For these anti-Assad observers, the group presents an opportunity to topple the brutality of his regime and its Russian and Iranian benefactors.
But after the rebels’ offensive, Syrian and Russian fighter jets responded by launching airstrikes on the rebel-held areas, with Assad’s government claiming to have killed more than 400 of the “terrorists.”
The Syrian Observatory for Human Rights puts the number of rebels killed in five days of fighting at 244, with 61 civilians killed alongside 141 government troops.
Meanwhile, Iranian Foreign Minister Abbas Araghchi offered his full support to Assad and Kremlin spokesperson Dmitry Peskov said Russia would do likewise. And on Monday, Iran-backed militias based in Iraq crossed the border into Syria to support the government there, according to the Observatory.
Why is this happening now?
Syria’s time on the back burner of international attention is also one reason it has roared back into prominence, some experts say.
Assad once looked like he might be toppled by the diverse group of rebels that rose up against him after the Arab Spring of 2011. That he has survived was largely because of the intervention of Russia, Iran and Hezbollah, Iran’s Lebanon-based proxy.
Russia’s indiscriminate bombing, in particular, turned the tide against the rebels. It also transformed then rebel-held cities such as Aleppo and Homs into moonscapes of rubble and rebar. In all, the U.N. has documented more than 350,000 deaths but says this is “certainly an undercount.”
Today, however, Russia, Iran and Lebanon are distracted and depleted.
Russia’s primary focus is on the war in Ukraine, where it is locked in an attritional battle of trenches, tanks and mud with President Volodymyr Zelenskyy’s Washington-backed government in Kyiv. In recent years Moscow has withdrawn assets from Syria, potentially weakening Assad’s grip on power, experts say.
Likewise, Iran has taken a hit at the hands of Israel, which has gutted Hezbollah’s leadership and targeted its missile arsenal, while also fighting Hamas in Gaza.
“Iranians have also shown that their forces are stretched and perhaps not as powerful as people get them credit for,” said Hellyer, the Russia analyst who was speaking from Cairo. All of this “puts Assad in a much weaker position.”
But “the Syrian regime, in coordination with the Russians and less so the Iranians, will hit them with everything they’ve got,” he added.
Washington and ISIS
Less clear is what role, if any, the U.S. may play.
As well as the American troops based in Syria, there are another 2,500 in neighboring Iraq that are part of a residual 80-country coalition to prevent ISIS from regrouping.

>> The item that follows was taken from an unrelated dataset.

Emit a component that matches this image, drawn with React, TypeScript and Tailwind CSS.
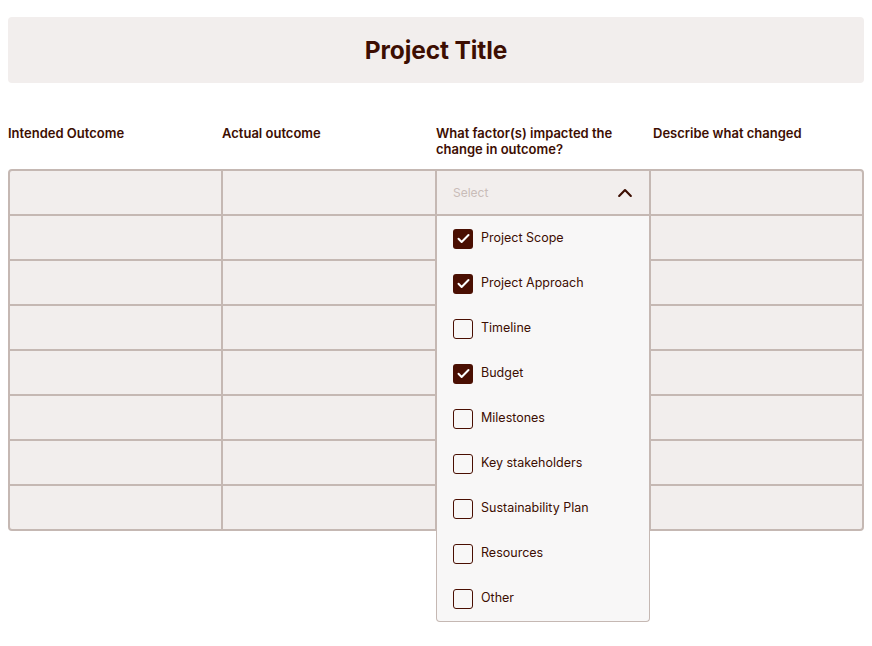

However, it’s far from certain these forces will remain there after President-elect Donald Trump takes office in January. He twice threatened to withdraw these troops during his first term.
But the ISIS threat has not gone away, despite the group being purged in 2017 from the vast swaths of Syria and Iraq over which it had governed.
In July, the Pentagon warned ISIS attacks were on track to double year-on-year.
If HTS were to seize the city of Deir el-Zour — a former ISIS stronghold — then ISIS could be freer to expand its influence across the east of the country, some analysts believe.
“As Assad’s regime moves resources to the northwest” to try to fight off the rebels, “ISIS will reap the rewards, filling vacuums” elsewhere, Charles Lister, director of the Syria program at the Middle East Institute, a Washington-based think tank, said in a post on X.
If Assad were to fall altogether, Iran may no longer be able to use Syria as a pipeline of weapons and other supplies to Hezbollah, the Council on Foreign Relations, a Washington-based think tank, said in a briefing.
However, any hopes for Assad’s ouster should be tempered by who or what might replace him.
“Much as I oppose the Assad regime, its atrocities and abuses, what is happening in Aleppo right now is terrifying. Many will die,” Chris Doyle, director of the Council for Arab-British Understanding, posted on X. “If there was a chance of a lovely peaceful outcome to the benefit of Syrians, I will be thrilled. This is unlikely.”